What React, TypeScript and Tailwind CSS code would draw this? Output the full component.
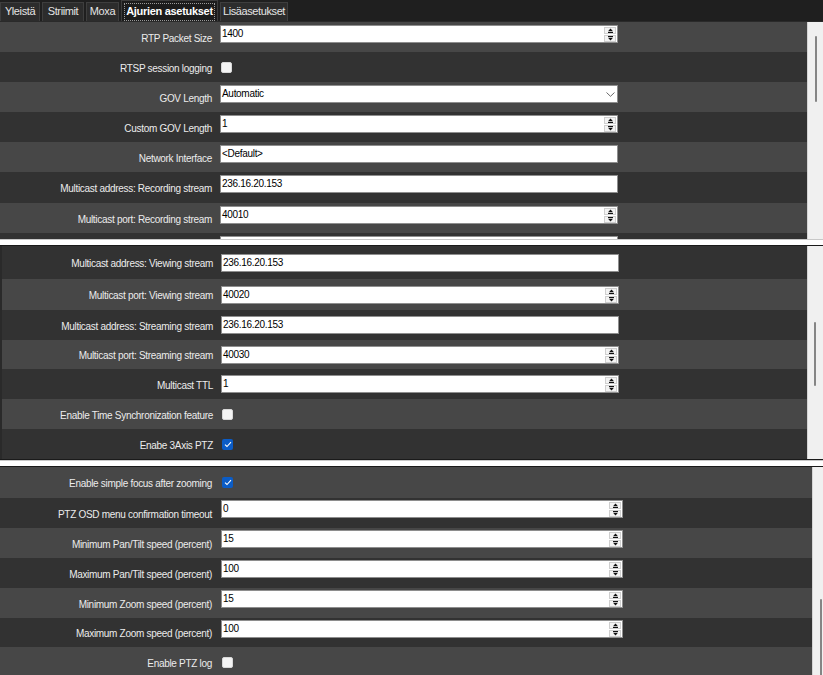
import React from "react";

type Ctl =
  | { t: "spin"; v: string }
  | { t: "text"; v: string }
  | { t: "select"; v: string }
  | { t: "check"; c: boolean };

type RowDef = { label: string; ctl: Ctl; light: boolean; h: number };

function Arrow({ down }: { down?: boolean }) {
  return (
    <svg width="7" height="5" viewBox="0 0 7 5">
      {down ? (
        <>
          <rect x="1" y="0" width="5" height="1" fill="#111" />
          <polygon points="1,1.8 6,1.8 3.5,4.6" fill="#111" />
        </>
      ) : (
        <>
          <polygon points="1,3.2 6,3.2 3.5,0.4" fill="#111" />
          <rect x="1" y="4" width="5" height="1" fill="#111" />
        </>
      )}
    </svg>
  );
}

function Control({ ctl, width }: { ctl: Ctl; width: number }) {
  if (ctl.t === "check") {
    return ctl.c ? (
      <div className="w-[11px] h-[11px] rounded-[2px] bg-[#0b5cc6] flex items-center justify-center">
        <svg width="8" height="7" viewBox="0 0 8 7">
          <polyline points="1,3.6 3,5.5 7,1.2" fill="none" stroke="#ffffff" strokeWidth="1.1" />
        </svg>
      </div>
    ) : (
      <div className="w-[11px] h-[11px] rounded-[2px] bg-[#f4f4f4] border border-[#d8d8d8]" />
    );
  }
  return (
    <div
      className="flex h-[18px] bg-white border border-[#8e8e8e] text-black text-[10px] tracking-[-0.3px] leading-[15px]"
      style={{ width }}
    >
      <span className="flex-1 pl-[1px] whitespace-nowrap overflow-hidden">{ctl.v}</span>
      {ctl.t === "spin" && (
        <div className="flex flex-col gap-[1px] w-[12px] my-[1px] mr-[1px]">
          <div className="h-[7px] bg-[#f3f3f3] border border-[#cfcfcf] flex items-center justify-center">
            <Arrow />
          </div>
          <div className="h-[7px] bg-[#f3f3f3] border border-[#cfcfcf] flex items-center justify-center">
            <Arrow down />
          </div>
        </div>
      )}
      {ctl.t === "select" && (
        <div className="w-[14px] flex items-center justify-center">
          <svg width="9" height="5" viewBox="0 0 9 5">
            <polyline points="0.5,0.5 4.5,4.3 8.5,0.5" fill="none" stroke="#6a6a6a" strokeWidth="1" />
          </svg>
        </div>
      )}
    </div>
  );
}

function Row({
  r,
  labelW,
  gap,
  inputW,
  centered,
  top,
}: {
  r: RowDef;
  labelW: number;
  gap: number;
  inputW: number;
  centered: boolean;
  top: number;
}) {
  const isCheck = r.ctl.t === "check";
  return (
    <div
      className={`flex shrink-0 ${r.light ? "bg-[#474747]" : "bg-[#323232]"}`}
      style={{ height: r.h }}
    >
      <div
        className="text-right text-[#ececec] text-[10px] tracking-[-0.3px] self-center whitespace-nowrap pt-[2px]"
        style={{ width: labelW }}
      >
        {r.label}
      </div>
      <div
        className={isCheck || centered ? "self-center" : ""}
        style={{ marginLeft: isCheck ? gap + 1 : gap, marginTop: isCheck || centered ? 0 : top }}
      >
        <Control ctl={r.ctl} width={inputW} />
      </div>
    </div>
  );
}

function Scroll({ w, thumbTop, thumbH, thumbX }: { w: number; thumbTop: number; thumbH: number; thumbX: number }) {
  return (
    <div className="bg-[#f0f0f0] border-l border-[#d4d4d4] shrink-0 flex" style={{ width: w }}>
      <div
        className="w-[2px] bg-[#858585] rounded-full"
        style={{ marginLeft: thumbX, marginTop: thumbTop, height: thumbH }}
      />
    </div>
  );
}

const p1: RowDef[] = [
  { label: "RTP Packet Size", ctl: { t: "spin", v: "1400" }, light: true, h: 30 },
  { label: "RTSP session logging", ctl: { t: "check", c: false }, light: false, h: 30 },
  { label: "GOV Length", ctl: { t: "select", v: "Automatic" }, light: true, h: 30 },
  { label: "Custom GOV Length", ctl: { t: "spin", v: "1" }, light: false, h: 30 },
  { label: "Network Interface", ctl: { t: "text", v: "<Default>" }, light: true, h: 30 },
  { label: "Multicast address: Recording stream", ctl: { t: "text", v: "236.16.20.153" }, light: false, h: 31 },
  { label: "Multicast port: Recording stream", ctl: { t: "spin", v: "40010" }, light: true, h: 30 },
  { label: "", ctl: { t: "text", v: "" }, light: false, h: 30 },
];

const p2: RowDef[] = [
  { label: "Multicast address: Viewing stream", ctl: { t: "text", v: "236.16.20.153" }, light: false, h: 33 },
  { label: "Multicast port: Viewing stream", ctl: { t: "spin", v: "40020" }, light: true, h: 31 },
  { label: "Multicast address: Streaming stream", ctl: { t: "text", v: "236.16.20.153" }, light: false, h: 30 },
  { label: "Multicast port: Streaming stream", ctl: { t: "spin", v: "40030" }, light: true, h: 29 },
  { label: "Multicast TTL", ctl: { t: "spin", v: "1" }, light: false, h: 30 },
  { label: "Enable Time Synchronization feature", ctl: { t: "check", c: false }, light: true, h: 30 },
  { label: "Enabe 3Axis PTZ", ctl: { t: "check", c: true }, light: false, h: 30 },
];

const p3: RowDef[] = [
  { label: "Enable simple focus after zooming", ctl: { t: "check", c: true }, light: true, h: 31 },
  { label: "PTZ OSD menu confirmation timeout", ctl: { t: "spin", v: "0" }, light: false, h: 30 },
  { label: "Minimum Pan/Tilt speed (percent)", ctl: { t: "spin", v: "15" }, light: true, h: 30 },
  { label: "Maximum Pan/Tilt speed (percent)", ctl: { t: "spin", v: "100" }, light: false, h: 30 },
  { label: "Minimum Zoom speed (percent)", ctl: { t: "spin", v: "15" }, light: true, h: 30 },
  { label: "Maximum Zoom speed (percent)", ctl: { t: "spin", v: "100" }, light: false, h: 29 },
  { label: "Enable PTZ log", ctl: { t: "check", c: false }, light: true, h: 30 },
];

const tabs: { t: string; w: string }[] = [
  { t: "Yleistä", w: "w-[40px]" },
  { t: "Striimit", w: "w-[42px]" },
  { t: "Moxa", w: "w-[33px]" },
  { t: "Ajurien asetukset", w: "w-[97px]" },
  { t: "Lisäasetukset", w: "w-[68px]" },
];

export default function App() {
  return (
    <div className="w-[823px] h-[675px] overflow-hidden bg-white flex flex-col font-['Liberation_Sans',Arial,sans-serif]">
      {/* Panel 1 */}
      <div className="h-[239px] shrink-0 flex flex-col bg-[#202020] overflow-hidden">
        <div className="h-[22px] shrink-0 flex items-end gap-[2px] bg-[#1f1f1f] border-b border-[#2a2a2a]">
          {tabs.map((tab, i) =>
            i === 3 ? (
              <div
                key={tab.t}
                className={`${tab.w} h-[21px] px-[2px] pt-[2px] bg-[#1c1c1c] border border-b-0 border-[#3c3c3c] flex`}
              >
                <div className="flex-1 text-center border border-dotted border-[#9a9a9a] text-[11px] tracking-[-0.3px] font-bold text-white leading-[14px]">
                  {tab.t}
                </div>
              </div>
            ) : (
              <div
                key={tab.t}
                className={`${tab.w} h-[19px] text-center bg-[#2c2c2c] border border-b-0 border-[#3e3e3e] text-[11px] tracking-[-0.4px] text-[#e4e4e4] leading-[17px]`}
              >
                {tab.t}
              </div>
            )
          )}
        </div>
        <div className="flex flex-1 overflow-hidden">
          <div className="w-[807px] flex flex-col overflow-hidden">
            {p1.map((r, i) => (
              <Row key={i} r={r} labelW={212} gap={8} inputW={398} centered={false} top={3} />
            ))}
          </div>
          <Scroll w={16} thumbTop={14} thumbH={66} thumbX={7} />
        </div>
      </div>
      {/* separator */}
      <div className="h-[6px] shrink-0 bg-white border-t border-[#c8c8c8]" />
      {/* Panel 2 */}
      <div className="h-[215px] shrink-0 flex border-y border-[#1a1a1a] bg-[#323232] overflow-hidden">
        <div className="w-[807px] flex flex-col border-l-2 border-[#2a2a2a]">
          {p2.map((r, i) => (
            <Row key={i} r={r} labelW={211} gap={8} inputW={398} centered={true} top={0} />
          ))}
        </div>
        <Scroll w={16} thumbTop={76} thumbH={64} thumbX={6} />
      </div>
      {/* separator */}
      <div className="h-[6px] shrink-0 bg-white border-t border-[#c8c8c8]" />
      {/* Panel 3 */}
      <div className="flex-1 flex border-t border-[#1a1a1a] bg-[#474747] overflow-hidden">
        <div className="w-[812px] flex flex-col">
          {p3.map((r, i) => (
            <Row key={i} r={r} labelW={212} gap={9} inputW={402} centered={false} top={2} />
          ))}
        </div>
        <Scroll w={11} thumbTop={132} thumbH={100} thumbX={7} />
      </div>
    </div>
  );
}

####################

Short task
Return exactly what appears from the opening line of the material through the line with "string; ctl: Ctl;", apart from the pictures.

Output for this task
What React, TypeScript and Tailwind CSS code would draw this? Output the full component.
import React from "react";

type Ctl =
  | { t: "spin"; v: string }
  | { t: "text"; v: string }
  | { t: "select"; v: string }
  | { t: "check"; c: boolean };

type RowDef = { label: string; ctl: Ctl; light: boolean; h: number };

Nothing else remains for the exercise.